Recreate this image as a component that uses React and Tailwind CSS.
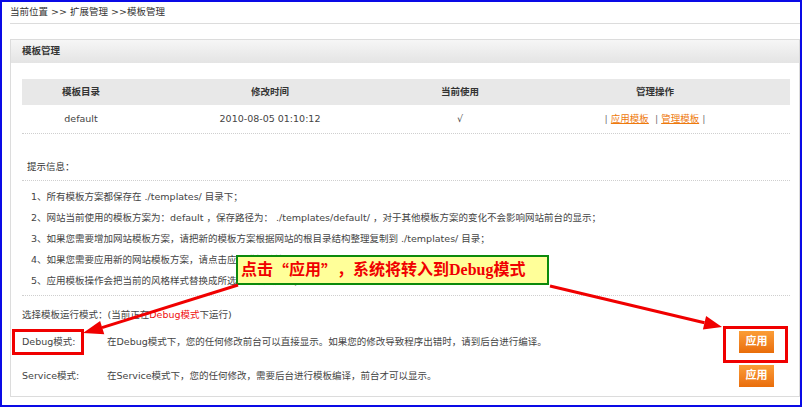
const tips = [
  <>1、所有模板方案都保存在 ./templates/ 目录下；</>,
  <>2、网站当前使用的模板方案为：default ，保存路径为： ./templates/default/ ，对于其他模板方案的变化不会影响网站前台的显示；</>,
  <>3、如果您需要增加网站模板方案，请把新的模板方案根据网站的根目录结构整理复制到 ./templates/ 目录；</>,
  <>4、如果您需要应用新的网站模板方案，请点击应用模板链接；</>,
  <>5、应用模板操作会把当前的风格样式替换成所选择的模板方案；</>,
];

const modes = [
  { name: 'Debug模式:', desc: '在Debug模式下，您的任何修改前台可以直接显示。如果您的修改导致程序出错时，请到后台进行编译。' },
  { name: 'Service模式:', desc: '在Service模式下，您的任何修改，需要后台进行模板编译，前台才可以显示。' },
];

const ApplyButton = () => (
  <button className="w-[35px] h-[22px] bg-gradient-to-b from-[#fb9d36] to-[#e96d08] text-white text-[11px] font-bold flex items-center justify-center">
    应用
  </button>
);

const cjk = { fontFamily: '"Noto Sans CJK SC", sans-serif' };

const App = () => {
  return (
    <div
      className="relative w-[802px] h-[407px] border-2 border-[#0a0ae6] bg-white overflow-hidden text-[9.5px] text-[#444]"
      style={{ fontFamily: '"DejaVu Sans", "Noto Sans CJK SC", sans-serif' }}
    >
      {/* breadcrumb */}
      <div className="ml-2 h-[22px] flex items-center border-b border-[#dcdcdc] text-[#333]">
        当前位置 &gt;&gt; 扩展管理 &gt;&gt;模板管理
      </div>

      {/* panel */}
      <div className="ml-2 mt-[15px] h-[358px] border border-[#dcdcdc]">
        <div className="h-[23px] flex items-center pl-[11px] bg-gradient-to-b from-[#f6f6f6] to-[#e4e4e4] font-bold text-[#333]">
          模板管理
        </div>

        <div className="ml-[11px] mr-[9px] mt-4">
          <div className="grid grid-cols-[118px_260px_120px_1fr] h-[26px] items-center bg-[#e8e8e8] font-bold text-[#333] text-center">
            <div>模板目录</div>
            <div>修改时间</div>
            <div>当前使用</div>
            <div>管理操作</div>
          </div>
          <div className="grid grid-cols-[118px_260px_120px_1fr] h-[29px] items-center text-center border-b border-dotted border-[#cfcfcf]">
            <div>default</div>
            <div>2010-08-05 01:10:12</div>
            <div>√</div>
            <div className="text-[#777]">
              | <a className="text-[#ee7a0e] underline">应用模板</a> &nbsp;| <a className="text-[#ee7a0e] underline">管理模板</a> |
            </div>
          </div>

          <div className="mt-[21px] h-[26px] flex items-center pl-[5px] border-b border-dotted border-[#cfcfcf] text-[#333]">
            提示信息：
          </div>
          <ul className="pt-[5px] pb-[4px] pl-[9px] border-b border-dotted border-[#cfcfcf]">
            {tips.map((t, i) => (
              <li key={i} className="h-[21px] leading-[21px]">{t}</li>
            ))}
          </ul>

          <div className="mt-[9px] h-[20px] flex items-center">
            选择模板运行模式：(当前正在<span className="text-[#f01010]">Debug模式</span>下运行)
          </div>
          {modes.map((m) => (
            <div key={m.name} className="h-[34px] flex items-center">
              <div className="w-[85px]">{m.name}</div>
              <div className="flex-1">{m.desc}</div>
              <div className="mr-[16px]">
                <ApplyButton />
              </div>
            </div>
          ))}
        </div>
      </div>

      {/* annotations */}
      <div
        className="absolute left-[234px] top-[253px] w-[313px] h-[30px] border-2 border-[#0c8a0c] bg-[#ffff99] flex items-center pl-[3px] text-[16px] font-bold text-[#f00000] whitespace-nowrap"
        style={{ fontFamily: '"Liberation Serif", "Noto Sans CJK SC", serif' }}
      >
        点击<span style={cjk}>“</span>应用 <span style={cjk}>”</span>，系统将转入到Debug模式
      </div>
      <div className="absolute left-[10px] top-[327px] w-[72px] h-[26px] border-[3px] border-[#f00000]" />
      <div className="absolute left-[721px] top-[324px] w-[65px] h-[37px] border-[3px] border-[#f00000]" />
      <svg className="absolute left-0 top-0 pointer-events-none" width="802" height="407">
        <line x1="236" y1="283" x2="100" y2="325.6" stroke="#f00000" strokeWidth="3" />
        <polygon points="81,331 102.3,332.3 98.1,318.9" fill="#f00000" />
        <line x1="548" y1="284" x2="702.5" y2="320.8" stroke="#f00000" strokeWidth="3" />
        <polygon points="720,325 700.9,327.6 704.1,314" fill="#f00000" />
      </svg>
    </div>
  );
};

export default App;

# Goal
Take the listing above and print it exactly, apart from the pictures.

# Result for this task
Recreate this image as a component that uses React and Tailwind CSS.
const tips = [
  <>1、所有模板方案都保存在 ./templates/ 目录下；</>,
  <>2、网站当前使用的模板方案为：default ，保存路径为： ./templates/default/ ，对于其他模板方案的变化不会影响网站前台的显示；</>,
  <>3、如果您需要增加网站模板方案，请把新的模板方案根据网站的根目录结构整理复制到 ./templates/ 目录；</>,
  <>4、如果您需要应用新的网站模板方案，请点击应用模板链接；</>,
  <>5、应用模板操作会把当前的风格样式替换成所选择的模板方案；</>,
];

const modes = [
  { name: 'Debug模式:', desc: '在Debug模式下，您的任何修改前台可以直接显示。如果您的修改导致程序出错时，请到后台进行编译。' },
  { name: 'Service模式:', desc: '在Service模式下，您的任何修改，需要后台进行模板编译，前台才可以显示。' },
];

const ApplyButton = () => (
  <button className="w-[35px] h-[22px] bg-gradient-to-b from-[#fb9d36] to-[#e96d08] text-white text-[11px] font-bold flex items-center justify-center">
    应用
  </button>
);

const cjk = { fontFamily: '"Noto Sans CJK SC", sans-serif' };

const App = () => {
  return (
    <div
      className="relative w-[802px] h-[407px] border-2 border-[#0a0ae6] bg-white overflow-hidden text-[9.5px] text-[#444]"
      style={{ fontFamily: '"DejaVu Sans", "Noto Sans CJK SC", sans-serif' }}
    >
      {/* breadcrumb */}
      <div className="ml-2 h-[22px] flex items-center border-b border-[#dcdcdc] text-[#333]">
        当前位置 &gt;&gt; 扩展管理 &gt;&gt;模板管理
      </div>

      {/* panel */}
      <div className="ml-2 mt-[15px] h-[358px] border border-[#dcdcdc]">
        <div className="h-[23px] flex items-center pl-[11px] bg-gradient-to-b from-[#f6f6f6] to-[#e4e4e4] font-bold text-[#333]">
          模板管理
        </div>

        <div className="ml-[11px] mr-[9px] mt-4">
          <div className="grid grid-cols-[118px_260px_120px_1fr] h-[26px] items-center bg-[#e8e8e8] font-bold text-[#333] text-center">
            <div>模板目录</div>
            <div>修改时间</div>
            <div>当前使用</div>
            <div>管理操作</div>
          </div>
          <div className="grid grid-cols-[118px_260px_120px_1fr] h-[29px] items-center text-center border-b border-dotted border-[#cfcfcf]">
            <div>default</div>
            <div>2010-08-05 01:10:12</div>
            <div>√</div>
            <div className="text-[#777]">
              | <a className="text-[#ee7a0e] underline">应用模板</a> &nbsp;| <a className="text-[#ee7a0e] underline">管理模板</a> |
            </div>
          </div>

          <div className="mt-[21px] h-[26px] flex items-center pl-[5px] border-b border-dotted border-[#cfcfcf] text-[#333]">
            提示信息：
          </div>
          <ul className="pt-[5px] pb-[4px] pl-[9px] border-b border-dotted border-[#cfcfcf]">
            {tips.map((t, i) => (
              <li key={i} className="h-[21px] leading-[21px]">{t}</li>
            ))}
          </ul>

          <div className="mt-[9px] h-[20px] flex items-center">
            选择模板运行模式：(当前正在<span className="text-[#f01010]">Debug模式</span>下运行)
          </div>
          {modes.map((m) => (
            <div key={m.name} className="h-[34px] flex items-center">
              <div className="w-[85px]">{m.name}</div>
              <div className="flex-1">{m.desc}</div>
              <div className="mr-[16px]">
                <ApplyButton />
              </div>
            </div>
          ))}
        </div>
      </div>

      {/* annotations */}
      <div
        className="absolute left-[234px] top-[253px] w-[313px] h-[30px] border-2 border-[#0c8a0c] bg-[#ffff99] flex items-center pl-[3px] text-[16px] font-bold text-[#f00000] whitespace-nowrap"
        style={{ fontFamily: '"Liberation Serif", "Noto Sans CJK SC", serif' }}
      >
        点击<span style={cjk}>“</span>应用 <span style={cjk}>”</span>，系统将转入到Debug模式
      </div>
      <div className="absolute left-[10px] top-[327px] w-[72px] h-[26px] border-[3px] border-[#f00000]" />
      <div className="absolute left-[721px] top-[324px] w-[65px] h-[37px] border-[3px] border-[#f00000]" />
      <svg className="absolute left-0 top-0 pointer-events-none" width="802" height="407">
        <line x1="236" y1="283" x2="100" y2="325.6" stroke="#f00000" strokeWidth="3" />
        <polygon points="81,331 102.3,332.3 98.1,318.9" fill="#f00000" />
        <line x1="548" y1="284" x2="702.5" y2="320.8" stroke="#f00000" strokeWidth="3" />
        <polygon points="720,325 700.9,327.6 704.1,314" fill="#f00000" />
      </svg>
    </div>
  );
};

export default App;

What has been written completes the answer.